Spark expects a geospatial column as a WKT string. Internally it uses this to create OGC Geometries via Java Topology Suite (JTS). So in order to use Spatial Spark we will add the WKT column to our data.
world['wkt'] = pd.Series(
map(lambda geom: str(geom.to_wkt()), world['geometry']),
index=world.index, dtype='string')
oz_df['wkt'] = pd.Series(
map(lambda geom: str(geom.to_wkt()), oz_df['geometry']),
index=oz_df.index, dtype='string')
hz_df['wkt'] = pd.Series(
map(lambda geom: str(geom.to_wkt()), hz_df['geometry']),
index=hz_df.index, dtype='string')
mz_df['wkt'] = pd.Series(
map(lambda geom: str(geom.to_wkt()), mz_df['geometry']),
index=mz_df.index, dtype='string')
# drop the geometry column because Spark can't infer
# a schema for it when it's a nested geometry shape
def drop_geometry_column(dataframe, col_drop="geometry"):
return dataframe.drop(col_drop, axis=1)
Task 7: Create a Spark dataframe from GeoPandas¶
world_spark_df = spark.createDataFrame(drop_geometry_column(world)).cache()
oz_spark_df = spark.createDataFrame(drop_geometry_column(oz_df)).cache()

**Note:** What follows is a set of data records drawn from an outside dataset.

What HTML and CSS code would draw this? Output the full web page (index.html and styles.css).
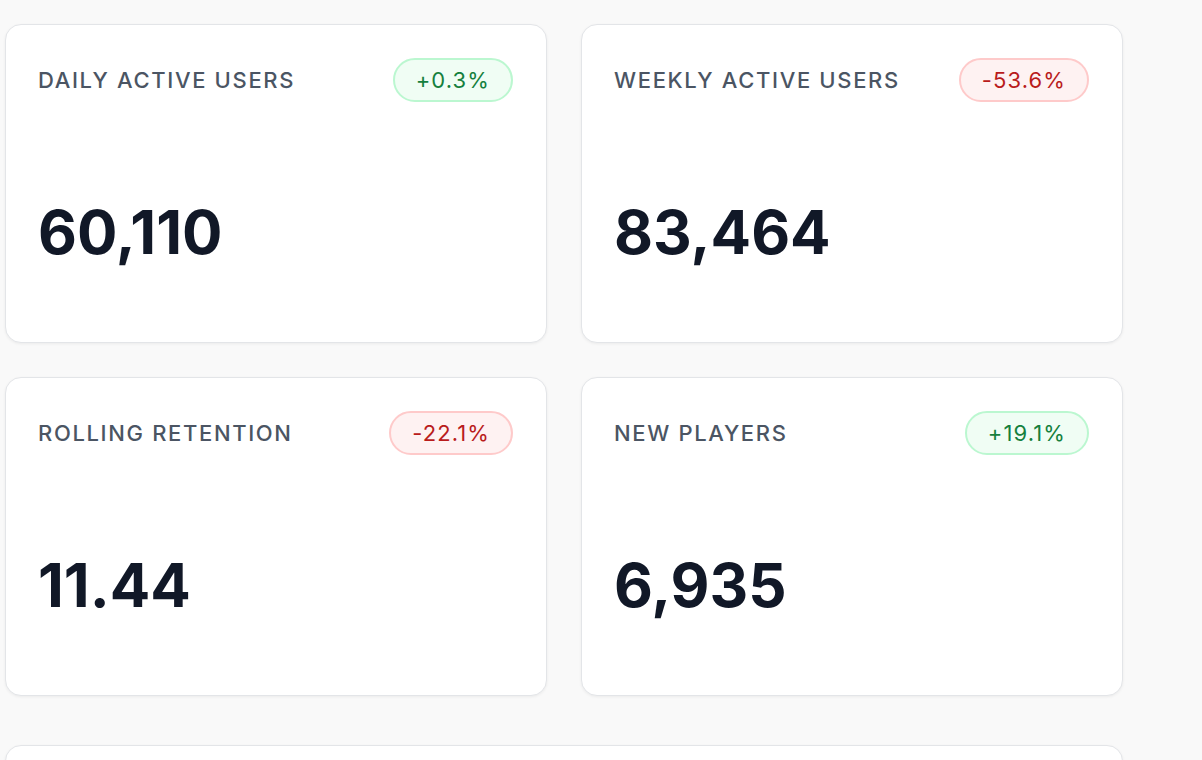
FILE: index.html
```html
<!DOCTYPE html>
<html lang="en">
<head>
<meta charset="utf-8">
<title>Player metrics</title>
<link rel="stylesheet" href="styles.css">
</head>
<body>
<main class="page">
  <section class="grid">
    <article class="card">
      <header class="card-head">
        <span class="label">DAILY ACTIVE USERS</span>
        <span class="badge up">+0.3%</span>
      </header>
      <div class="value">60,110</div>
    </article>
    <article class="card">
      <header class="card-head">
        <span class="label">WEEKLY ACTIVE USERS</span>
        <span class="badge down">-53.6%</span>
      </header>
      <div class="value">83,464</div>
    </article>
    <article class="card">
      <header class="card-head">
        <span class="label">ROLLING RETENTION</span>
        <span class="badge down">-22.1%</span>
      </header>
      <div class="value">11.44</div>
    </article>
    <article class="card">
      <header class="card-head">
        <span class="label">NEW PLAYERS</span>
        <span class="badge up">+19.1%</span>
      </header>
      <div class="value">6,935</div>
    </article>
  </section>
  <section class="panel"></section>
</main>
</body>
</html>
```
FILE: styles.css
```css
html, body {
  margin: 0;
  padding: 0;
  background: #f9f9f9;
  font-family: Inter, "Noto Sans", "Liberation Sans", sans-serif;
}

.page {
  padding: 24px 0 0 5px;
  width: 1118px;
}

.grid {
  display: grid;
  grid-template-columns: 542px 542px;
  column-gap: 34px;
  row-gap: 34px;
}

.card {
  background: #ffffff;
  border: 1px solid #e3e5e8;
  border-radius: 16px;
  box-shadow: 0 1px 3px rgba(0, 0, 0, 0.06);
  padding: 33px 33px 80px 32px;
  display: flex;
  flex-direction: column;
}

.card-head {
  display: flex;
  justify-content: space-between;
  align-items: center;
  height: 44px;
}

.label {
  font-size: 22px;
  font-weight: 500;
  letter-spacing: 0.075em;
  color: #4b5563;
}

.badge {
  box-sizing: border-box;
  height: 44px;
  line-height: 40px;
  padding: 0 21px;
  border-radius: 22px;
  border: 2px solid;
  font-size: 22px;
  font-weight: 400;
  letter-spacing: 0.05em;
}

.badge.up {
  background: #f0fdf4;
  border-color: #bbf7d0;
  color: #15803d;
}

.badge.down {
  background: #fef2f2;
  border-color: #fecaca;
  color: #b91c1c;
}

.value {
  margin-top: 100px;
  font-size: 60px;
  line-height: 60px;
  font-weight: 700;
  color: #111827;
}

.panel {
  margin-top: 49px;
  height: 300px;
  background: #ffffff;
  border: 1px solid #e3e5e8;
  border-radius: 16px;
  box-shadow: 0 1px 3px rgba(0, 0, 0, 0.06);
}
```
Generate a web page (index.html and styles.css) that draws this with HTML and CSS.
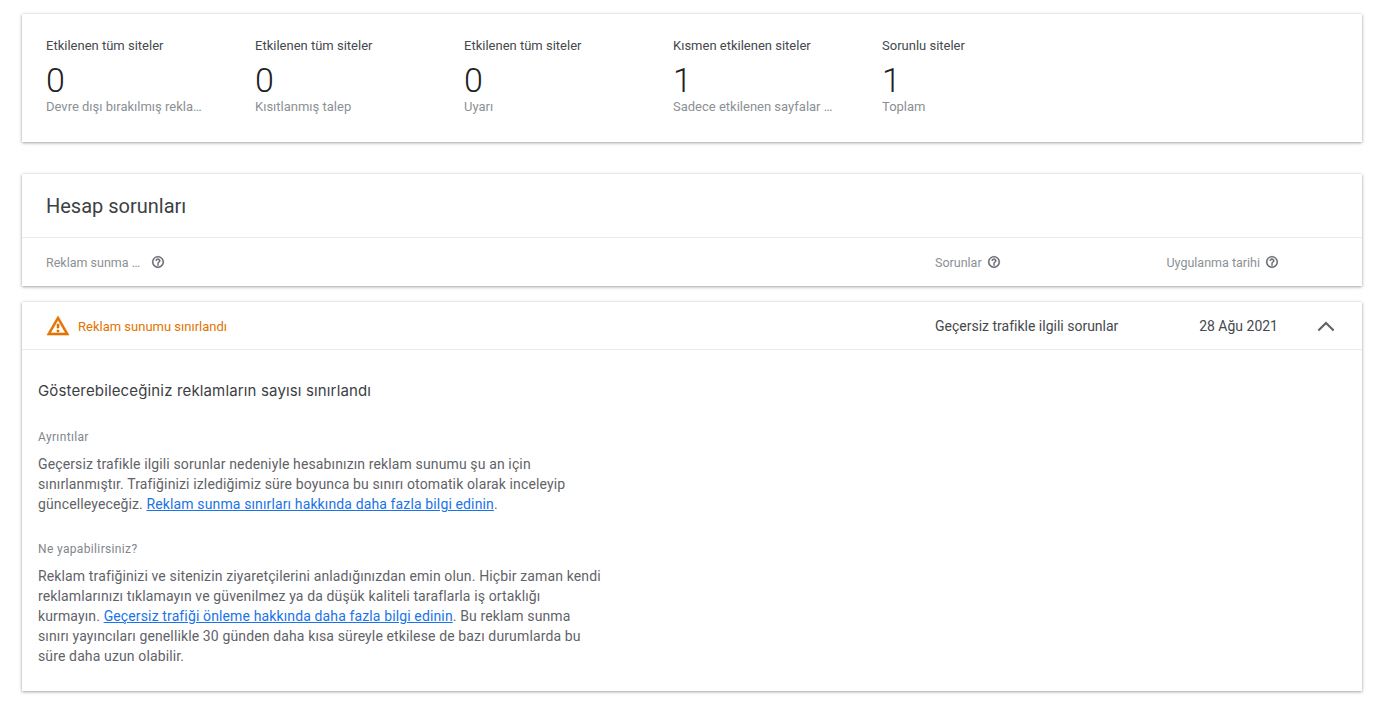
FILE: index.html
```html
<!DOCTYPE html>
<html lang="tr">
<head>
    <meta name='viewport' content='width=device-width, initial-scale=1'>
    <link rel="stylesheet" href="styles.css">
    <title>Hesap sorunları</title>
</head>
<body>
<main>
    <section class="card summary">
        <div class="stat">
            <div class="statLabel">Etkilenen tüm siteler</div>
            <div class="statValue">0</div>
            <div class="statNote">Devre dışı bırakılmış reklam sunumu</div>
        </div>
        <div class="stat">
            <div class="statLabel">Etkilenen tüm siteler</div>
            <div class="statValue">0</div>
            <div class="statNote">Kısıtlanmış talep</div>
        </div>
        <div class="stat">
            <div class="statLabel">Etkilenen tüm siteler</div>
            <div class="statValue">0</div>
            <div class="statNote">Uyarı</div>
        </div>
        <div class="stat">
            <div class="statLabel">Kısmen etkilenen siteler</div>
            <div class="statValue">1</div>
            <div class="statNote">Sadece etkilenen sayfalar için</div>
        </div>
        <div class="stat">
            <div class="statLabel">Sorunlu siteler</div>
            <div class="statValue">1</div>
            <div class="statNote">Toplam</div>
        </div>
    </section>

    <section class="card issues">
        <h1>Hesap sorunları</h1>
        <div class="tableHead">
            <div class="colStatus">
                <span class="headShort">Reklam sunma durumu</span>
                <svg class="help" viewBox="0 0 24 24"><path d="M11 18h2v-2h-2v2zm1-16C6.48 2 2 6.48 2 12s4.48 10 10 10 10-4.48 10-10S17.52 2 12 2zm0 18c-4.41 0-8-3.59-8-8s3.59-8 8-8 8 3.59 8 8-3.59 8-8 8zm0-14c-2.21 0-4 1.79-4 4h2c0-1.1.9-2 2-2s2 .9 2 2c0 2-3 1.75-3 5h2c0-2.25 3-2.5 3-5 0-2.21-1.79-4-4-4z"/></svg>
            </div>
            <div class="colIssue">
                <span>Sorunlar</span>
                <svg class="help" viewBox="0 0 24 24"><path d="M11 18h2v-2h-2v2zm1-16C6.48 2 2 6.48 2 12s4.48 10 10 10 10-4.48 10-10S17.52 2 12 2zm0 18c-4.41 0-8-3.59-8-8s3.59-8 8-8 8 3.59 8 8-3.59 8-8 8zm0-14c-2.21 0-4 1.79-4 4h2c0-1.1.9-2 2-2s2 .9 2 2c0 2-3 1.75-3 5h2c0-2.25 3-2.5 3-5 0-2.21-1.79-4-4-4z"/></svg>
            </div>
            <div class="colDate">
                <span>Uygulanma tarihi</span>
                <svg class="help" viewBox="0 0 24 24"><path d="M11 18h2v-2h-2v2zm1-16C6.48 2 2 6.48 2 12s4.48 10 10 10 10-4.48 10-10S17.52 2 12 2zm0 18c-4.41 0-8-3.59-8-8s3.59-8 8-8 8 3.59 8 8-3.59 8-8 8zm0-14c-2.21 0-4 1.79-4 4h2c0-1.1.9-2 2-2s2 .9 2 2c0 2-3 1.75-3 5h2c0-2.25 3-2.5 3-5 0-2.21-1.79-4-4-4z"/></svg>
            </div>
            <div class="colToggle"></div>
        </div>
    </section>

    <section class="card detail">
        <div class="detailRow">
            <div class="colStatus warn">
                <svg class="warnIcon" viewBox="0 0 24 24"><path d="M12 5.99L19.53 19H4.47L12 5.99M12 2L1 21h22L12 2zm1 14h-2v2h2v-2zm0-6h-2v4h2v-4z"/></svg>
                <span>Reklam sunumu sınırlandı</span>
            </div>
            <div class="colIssue">Geçersiz trafikle ilgili sorunlar</div>
            <div class="colDate">28 Ağu 2021</div>
            <div class="colToggle">
                <svg class="chevron" viewBox="0 0 24 24"><polyline points="6.6,15.2 12,9.8 17.4,15.2"/></svg>
            </div>
        </div>
        <div class="detailBody">
            <h2>Gösterebileceğiniz reklamların sayısı sınırlandı</h2>
            <h3>Ayrıntılar</h3>
            <p>Geçersiz trafikle ilgili sorunlar nedeniyle hesabınızın reklam sunumu şu an için sınırlanmıştır. Trafiğinizi izlediğimiz süre boyunca bu sınırı otomatik olarak inceleyip güncelleyeceğiz. <a href="#">Reklam sunma sınırları hakkında daha fazla bilgi edinin</a>.</p>
            <h3>Ne yapabilirsiniz?</h3>
            <p>Reklam trafiğinizi ve sitenizin ziyaretçilerini anladığınızdan emin olun. Hiçbir zaman kendi reklamlarınızı tıklamayın ve güvenilmez ya da düşük kaliteli taraflarla iş ortaklığı kurmayın. <a href="#">Geçersiz trafiği önleme hakkında daha fazla bilgi edinin</a>. Bu reklam sunma sınırı yayıncıları genellikle 30 günden daha kısa süreyle etkilese de bazı durumlarda bu süre daha uzun olabilir.</p>
        </div>
    </section>
</main>
</body>
</html>
```

FILE: styles.css
```css
html, body { margin: 0; padding: 0; background-color: #fff; font-family: Roboto, sans-serif; color: #202124; }
main { display: flex; flex-direction: column; padding: 14px 26px 30px 22px; }
h1, h2, h3, p { margin: 0; font-weight: normal; }

.card { background-color: #fff; box-shadow: 0 1px 3px rgba(60, 64, 67, .45), 0 0 2px rgba(60, 64, 67, .12); }

/* summary */
.summary { display: flex; height: 128px; padding: 24px 24px 0; box-sizing: border-box; margin-bottom: 32px; }
.stat { width: 160px; margin-right: 49px; }
.statLabel { font-size: 13px; line-height: 16px; color: #45494d; }
.statValue { font-size: 34px; font-weight: 300; line-height: 40px; margin-top: 6px; color: #202124; }
.statNote { font-size: 13px; line-height: 16px; margin-top: -1px; color: #8b9095; white-space: nowrap; overflow: hidden; text-overflow: ellipsis; }

/* table columns */
.tableHead, .detailRow { display: flex; align-items: center; padding-left: 24px; }
.colStatus { display: flex; align-items: center; width: 889px; }
.colIssue { display: flex; align-items: center; width: 231px; }
.colDate { display: flex; align-items: center; justify-content: flex-end; width: 112px; flex-shrink: 0; white-space: nowrap; }
.colToggle { display: flex; justify-content: flex-end; width: 65px; }

/* account issues */
.issues { height: 112px; margin-bottom: 16px; }
.issues h1 { font-size: 20px; line-height: 65px; height: 63px; padding-left: 24px; border-bottom: 1px solid #e8eaed; color: #3c4043; }
.tableHead { height: 48px; font-size: 12.5px; color: #8b9095; }
.headShort { display: block; width: 95px; white-space: nowrap; overflow: hidden; text-overflow: ellipsis; }
.help { width: 14px; height: 14px; margin-left: 5px; fill: #5f6368; stroke: #5f6368; stroke-width: .6; flex-shrink: 0; }
.colStatus .help { margin-left: 10px; }
.colDate .help { margin-right: -1px; }

/* expanded row */
.detail { height: 389px; }
.detailRow { height: 47px; border-bottom: 1px solid #e8eaed; font-size: 14px; color: #45494d; }
.warn { color: #e37400; font-size: 13px; padding-top: 1px; }
.warnIcon { width: 24px; height: 24px; fill: #e37400; stroke: #e37400; stroke-width: .6; margin-right: 8px; margin-top: -1px; }
.chevron { width: 34px; height: 34px; fill: none; stroke: #5f6368; stroke-width: 1.5; }

.detailBody { padding: 31px 16px 0; width: 565px; }
.detailBody h2 { font-family: Inter, sans-serif; font-size: 15px; letter-spacing: .15px; line-height: 20px; color: #3c4043; margin-bottom: 28px; }
.detailBody h3 { font-size: 12px; letter-spacing: .35px; line-height: 16px; color: #80868b; margin-bottom: 9px; }
.detailBody p { font-size: 14px; letter-spacing: .13px; line-height: 20px; color: #5f6368; margin-bottom: 27px; }
.detailBody a { color: #1a73e8; }
```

hz_spark_df = spark.createDataFrame(drop_geometry_column(hz_df)).cache()
mz_spark_df = spark.createDataFrame(mz_df).cache()
mz_spark_df.printSchema()
world_spark_df.printSchema()
oz_spark_df.printSchema()
Task 8: Get all countries from world_spark_df as Spark DataFrame¶
- Register a Temporary Table to allow us to call SQL-Like statements in Apache Spark against the points of Interests in SparkSQL DataFrame:
world_spark_df.createOrReplaceTempView("world")
# Select all countries
countries = spark.sql(
"""
SELECT name, wkt as geometry, pop_est, continent
FROM world
ORDER BY continent, name
""")
countries.show()
Task 9: Count how many countries we have in our countries dataset¶
print countries.count()
Task 10: Select Mexico from world dataframe and get its geographical boundary¶
mexico = spark.sql(
"""
SELECT wkt, name, pop_est, gdp_md_est
FROM world
WHERE name='Mexico'
""")
mexico_boundary = wkt.loads(mexico.take(1)[0].wkt)
wkt.loads(mexico.take(1)[0].wkt)
Task 11: Filter Offshore Marine Zones that intersect with Mexico Boundaries¶
from pyspark.sql.types import *
from pyspark.sql.functions import udf
# User defined funtion for filtering region of interset
intersection_udf = udf(lambda row: True if mexico_boundary.intersects(wkt.loads(row)) else False, BooleanType())
df = oz_spark_df.filter(intersection_udf(oz_spark_df["wkt"]))
df.show()
pdf = df.toPandas()
pdf
geometry = pdf['wkt'].map(wkt.loads)
crs = {'init': 'epsg:4326'}
gdf = gpd.GeoDataFrame(pdf, crs=crs, geometry=geometry)
gdf
# Set the region of interest color to red
world.plot(ax=gdf.plot(cmap='Set2', alpha=1, color='red'), alpha=1)
plt.show()
Task 12: Select Boundaries for Weather Forecast Office (WFO) Honolulu (HFO)¶
oz_spark_df.createOrReplaceTempView("offshore")
hfo = spark.sql("""
SELECT wkt
FROM offshore
WHERE WFO='HFO'
""")
hfo_boundaries = wkt.loads(hfo.take(1)[0].wkt)
hfo_boundaries
Task 13: Filtering High Seas Marine Zones that contain HFO station boundaries¶
# User defined funtion for filtering region of interset
within_udf = udf(lambda row: True if hfo_boundaries.within(wkt.loads(row)) else False, BooleanType())
df = hz_spark_df.filter(within_udf(hz_spark_df["wkt"]))
df.show()
pdf = df.toPandas()
pdf
geometry = pdf['wkt'].map(wkt.loads)
crs = {'init': 'epsg:4326'}
gdf = gpd.GeoDataFrame(pdf, crs=crs, geometry=geometry)
gdf
world.plot(ax=gdf.plot(cmap='Set2', alpha=1, color='red'), alpha=1)
plt.show()